__What the task requires__
Make an exact copy of all the material below, apart from the pictures.

__Code that builds pages__
+++

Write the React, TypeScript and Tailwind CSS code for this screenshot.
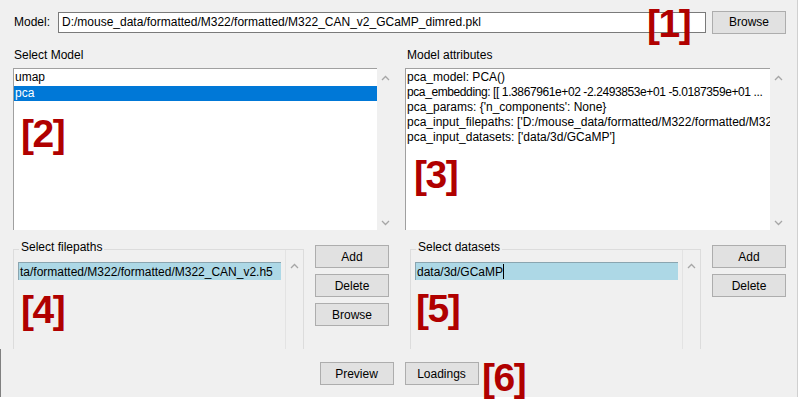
import type { ReactNode } from "react";

const FONT = "font-['Liberation_Sans',Arial,sans-serif] text-[12px] text-black";

function UpArrow() {
  return (
    <svg width="9" height="6" viewBox="0 0 9 6" className="block">
      <polyline points="1,5 4.5,1.5 8,5" fill="none" stroke="#a6a6a6" strokeWidth="1.3" />
    </svg>
  );
}

function DownArrow() {
  return (
    <svg width="9" height="6" viewBox="0 0 9 6" className="block">
      <polyline points="1,1 4.5,4.5 8,1" fill="none" stroke="#a6a6a6" strokeWidth="1.3" />
    </svg>
  );
}

function Btn({ children, className = "" }: { children: ReactNode; className?: string }) {
  return (
    <div
      className={
        "flex items-center justify-center w-[74px] h-[23px] bg-[#e1e1e1] border border-[#adadad] " +
        className
      }
    >
      {children}
    </div>
  );
}

// red callout numbers laid over the dialog
function Tag({ n, className }: { n: number; className: string }) {
  return (
    <div
      className={
        "absolute font-['Liberation_Sans',Arial,sans-serif] font-bold text-[39px] tracking-[-1.5px] leading-none text-[#b00000] " +
        className
      }
    >
      [{n}]
    </div>
  );
}

function Scrollbar() {
  return (
    <div className="w-[17px] flex flex-col items-center justify-between pt-[7px] pb-[4px]">
      <UpArrow />
      <DownArrow />
    </div>
  );
}

function GroupList({
  title,
  item,
  caret,
}: {
  title: string;
  item: string;
  caret?: boolean;
}) {
  return (
    <div className="relative w-[291px] h-[100px] mt-[4px] border-t border-x border-[#dcdcdc] flex">
      <span className="absolute -top-[10px] left-[5px] px-[2px] bg-[#f0f0f0] leading-[15px]">
        {title}
      </span>
      <div className="flex-1 pt-[12px] pl-[4px] pr-[4px] overflow-hidden">
        <div className="h-[18px] bg-[#add8e6] border-t border-l border-[#8aa5b0] pl-[1px] leading-[16px] whitespace-nowrap overflow-hidden flex items-center">
          {item}
          {caret && <span className="inline-block w-[1px] h-[15px] bg-black" />}
        </div>
      </div>
      <div className="w-[18px] border-l border-[#e3e3e3] flex flex-col items-center pt-[13px]">
        <UpArrow />
      </div>
    </div>
  );
}

export default function App() {
  const attrs = [
    { t: "pca_model: PCA()", c: "" },
    { t: "pca_embedding: [[ 1.3867961e+02 -2.2493853e+01 -5.0187359e+01 ...", c: "tracking-[-0.4px]" },
    { t: "pca_params: {'n_components': None}", c: "" },
    { t: "pca_input_filepaths: ['D:/mouse_data/formatted/M322/formatted/M322_CAN_v2.h5']", c: "" },
    { t: "pca_input_datasets: ['data/3d/GCaMP']", c: "" },
  ];

  return (
    <div className={"relative w-[799px] h-[401px] bg-white overflow-hidden " + FONT}>
      <div className="w-[798px] h-[397px] bg-[#f0f0f0] border-r border-[#d0d0d0] flex flex-col">
        {/* model path row */}
        <div className="flex items-center h-[22px] mt-[11px] pl-[14px]">
          <span className="w-[44px]">Model:</span>
          <div className="w-[648px] h-[21px] bg-white border border-[#7a7a7a] pl-[3px] leading-[19px] whitespace-nowrap overflow-hidden">
            D:/mouse_data/formatted/M322/formatted/M322_CAN_v2_GCaMP_dimred.pkl
          </div>
          <Btn className="ml-[6px]">Browse</Btn>
        </div>

        {/* model lists */}
        <div className="flex mt-[15px] pl-[13px]">
          <div className="w-[381px]">
            <div className="pl-[1px] leading-[15px]">Select Model</div>
            <div className="flex h-[162px] mt-[5px]">
              <div className="w-[365px] bg-white border-t border-l border-[#a0a0a0] pt-[1px] leading-[15px]">
                <div className="pl-[1px] h-[16px]">umap</div>
                <div className="pl-[1px] h-[15px] bg-[#0078d7] text-white">pca</div>
              </div>
              <Scrollbar />
            </div>
          </div>
          <div className="w-[382px] ml-[11px]">
            <div className="pl-[2px] leading-[15px]">Model attributes</div>
            <div className="flex h-[162px] mt-[5px]">
              <div className="w-[365px] bg-white border-t border-l border-[#a0a0a0] pt-[1px] pl-[1px] leading-[15px] overflow-hidden">
                {attrs.map((a) => (
                  <div key={a.t} className={"whitespace-nowrap " + a.c}>
                    {a.t}
                  </div>
                ))}
              </div>
              <Scrollbar />
            </div>
          </div>
        </div>

        {/* filepaths / datasets */}
        <div className="flex mt-[11px] pl-[13px] h-[108px]">
          <div className="pt-[4px]">
            <GroupList title="Select filepaths" item="ta/formatted/M322/formatted/M322_CAN_v2.h5" />
          </div>
          <div className="flex flex-col gap-[6px] ml-[11px] pt-[4px]">
            <Btn>Add</Btn>
            <Btn>Delete</Btn>
            <Btn>Browse</Btn>
          </div>
          <div className="pt-[4px] ml-[21px]">
            <GroupList title="Select datasets" item="data/3d/GCaMP" caret />
          </div>
          <div className="flex flex-col gap-[6px] ml-[11px] pt-[4px]">
            <Btn>Add</Btn>
            <Btn>Delete</Btn>
          </div>
        </div>

        {/* footer */}
        <div className="flex-1 flex justify-center gap-[11px] pt-[13px] border-l border-[#808080]">
          <Btn>Preview</Btn>
          <Btn>Loadings</Btn>
        </div>
      </div>

      <Tag n={1} className="left-[647px] top-[4px]" />
      <Tag n={2} className="left-[21px] top-[114px]" />
      <Tag n={3} className="left-[414px] top-[155px]" />
      <Tag n={4} className="left-[21px] top-[290px]" />
      <Tag n={5} className="left-[416px] top-[289px]" />
      <Tag n={6} className="left-[482px] top-[358px]" />
    </div>
  );
}
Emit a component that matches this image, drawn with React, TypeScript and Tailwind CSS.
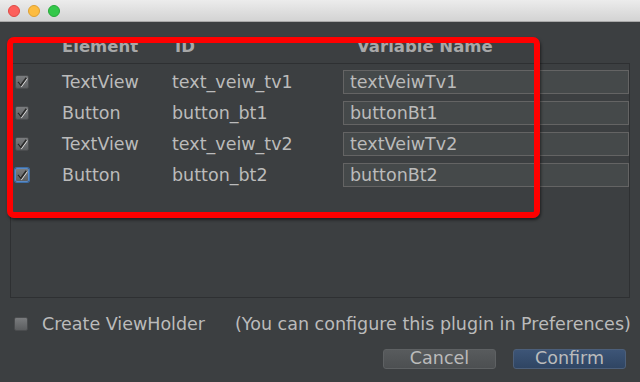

+++

__Answer below__
Write the React, TypeScript and Tailwind CSS code for this screenshot.
import type { ReactNode } from "react";

const FONT = "font-['Liberation_Sans',Arial,sans-serif] text-[12px] text-black";

function UpArrow() {
  return (
    <svg width="9" height="6" viewBox="0 0 9 6" className="block">
      <polyline points="1,5 4.5,1.5 8,5" fill="none" stroke="#a6a6a6" strokeWidth="1.3" />
    </svg>
  );
}

function DownArrow() {
  return (
    <svg width="9" height="6" viewBox="0 0 9 6" className="block">
      <polyline points="1,1 4.5,4.5 8,1" fill="none" stroke="#a6a6a6" strokeWidth="1.3" />
    </svg>
  );
}

function Btn({ children, className = "" }: { children: ReactNode; className?: string }) {
  return (
    <div
      className={
        "flex items-center justify-center w-[74px] h-[23px] bg-[#e1e1e1] border border-[#adadad] " +
        className
      }
    >
      {children}
    </div>
  );
}

// red callout numbers laid over the dialog
function Tag({ n, className }: { n: number; className: string }) {
  return (
    <div
      className={
        "absolute font-['Liberation_Sans',Arial,sans-serif] font-bold text-[39px] tracking-[-1.5px] leading-none text-[#b00000] " +
        className
      }
    >
      [{n}]
    </div>
  );
}

function Scrollbar() {
  return (
    <div className="w-[17px] flex flex-col items-center justify-between pt-[7px] pb-[4px]">
      <UpArrow />
      <DownArrow />
    </div>
  );
}

function GroupList({
  title,
  item,
  caret,
}: {
  title: string;
  item: string;
  caret?: boolean;
}) {
  return (
    <div className="relative w-[291px] h-[100px] mt-[4px] border-t border-x border-[#dcdcdc] flex">
      <span className="absolute -top-[10px] left-[5px] px-[2px] bg-[#f0f0f0] leading-[15px]">
        {title}
      </span>
      <div className="flex-1 pt-[12px] pl-[4px] pr-[4px] overflow-hidden">
        <div className="h-[18px] bg-[#add8e6] border-t border-l border-[#8aa5b0] pl-[1px] leading-[16px] whitespace-nowrap overflow-hidden flex items-center">
          {item}
          {caret && <span className="inline-block w-[1px] h-[15px] bg-black" />}
        </div>
      </div>
      <div className="w-[18px] border-l border-[#e3e3e3] flex flex-col items-center pt-[13px]">
        <UpArrow />
      </div>
    </div>
  );
}

export default function App() {
  const attrs = [
    { t: "pca_model: PCA()", c: "" },
    { t: "pca_embedding: [[ 1.3867961e+02 -2.2493853e+01 -5.0187359e+01 ...", c: "tracking-[-0.4px]" },
    { t: "pca_params: {'n_components': None}", c: "" },
    { t: "pca_input_filepaths: ['D:/mouse_data/formatted/M322/formatted/M322_CAN_v2.h5']", c: "" },
    { t: "pca_input_datasets: ['data/3d/GCaMP']", c: "" },
  ];

  return (
    <div className={"relative w-[799px] h-[401px] bg-white overflow-hidden " + FONT}>
      <div className="w-[798px] h-[397px] bg-[#f0f0f0] border-r border-[#d0d0d0] flex flex-col">
        {/* model path row */}
        <div className="flex items-center h-[22px] mt-[11px] pl-[14px]">
          <span className="w-[44px]">Model:</span>
          <div className="w-[648px] h-[21px] bg-white border border-[#7a7a7a] pl-[3px] leading-[19px] whitespace-nowrap overflow-hidden">
            D:/mouse_data/formatted/M322/formatted/M322_CAN_v2_GCaMP_dimred.pkl
          </div>
          <Btn className="ml-[6px]">Browse</Btn>
        </div>

        {/* model lists */}
        <div className="flex mt-[15px] pl-[13px]">
          <div className="w-[381px]">
            <div className="pl-[1px] leading-[15px]">Select Model</div>
            <div className="flex h-[162px] mt-[5px]">
              <div className="w-[365px] bg-white border-t border-l border-[#a0a0a0] pt-[1px] leading-[15px]">
                <div className="pl-[1px] h-[16px]">umap</div>
                <div className="pl-[1px] h-[15px] bg-[#0078d7] text-white">pca</div>
              </div>
              <Scrollbar />
            </div>
          </div>
          <div className="w-[382px] ml-[11px]">
            <div className="pl-[2px] leading-[15px]">Model attributes</div>
            <div className="flex h-[162px] mt-[5px]">
              <div className="w-[365px] bg-white border-t border-l border-[#a0a0a0] pt-[1px] pl-[1px] leading-[15px] overflow-hidden">
                {attrs.map((a) => (
                  <div key={a.t} className={"whitespace-nowrap " + a.c}>
                    {a.t}
                  </div>
                ))}
              </div>
              <Scrollbar />
            </div>
          </div>
        </div>

        {/* filepaths / datasets */}
        <div className="flex mt-[11px] pl-[13px] h-[108px]">
          <div className="pt-[4px]">
            <GroupList title="Select filepaths" item="ta/formatted/M322/formatted/M322_CAN_v2.h5" />
          </div>
          <div className="flex flex-col gap-[6px] ml-[11px] pt-[4px]">
            <Btn>Add</Btn>
            <Btn>Delete</Btn>
            <Btn>Browse</Btn>
          </div>
          <div className="pt-[4px] ml-[21px]">
            <GroupList title="Select datasets" item="data/3d/GCaMP" caret />
          </div>
          <div className="flex flex-col gap-[6px] ml-[11px] pt-[4px]">
            <Btn>Add</Btn>
            <Btn>Delete</Btn>
          </div>
        </div>

        {/* footer */}
        <div className="flex-1 flex justify-center gap-[11px] pt-[13px] border-l border-[#808080]">
          <Btn>Preview</Btn>
          <Btn>Loadings</Btn>
        </div>
      </div>

      <Tag n={1} className="left-[647px] top-[4px]" />
      <Tag n={2} className="left-[21px] top-[114px]" />
      <Tag n={3} className="left-[414px] top-[155px]" />
      <Tag n={4} className="left-[21px] top-[290px]" />
      <Tag n={5} className="left-[416px] top-[289px]" />
      <Tag n={6} className="left-[482px] top-[358px]" />
    </div>
  );
}
Emit a component that matches this image, drawn with React, TypeScript and Tailwind CSS.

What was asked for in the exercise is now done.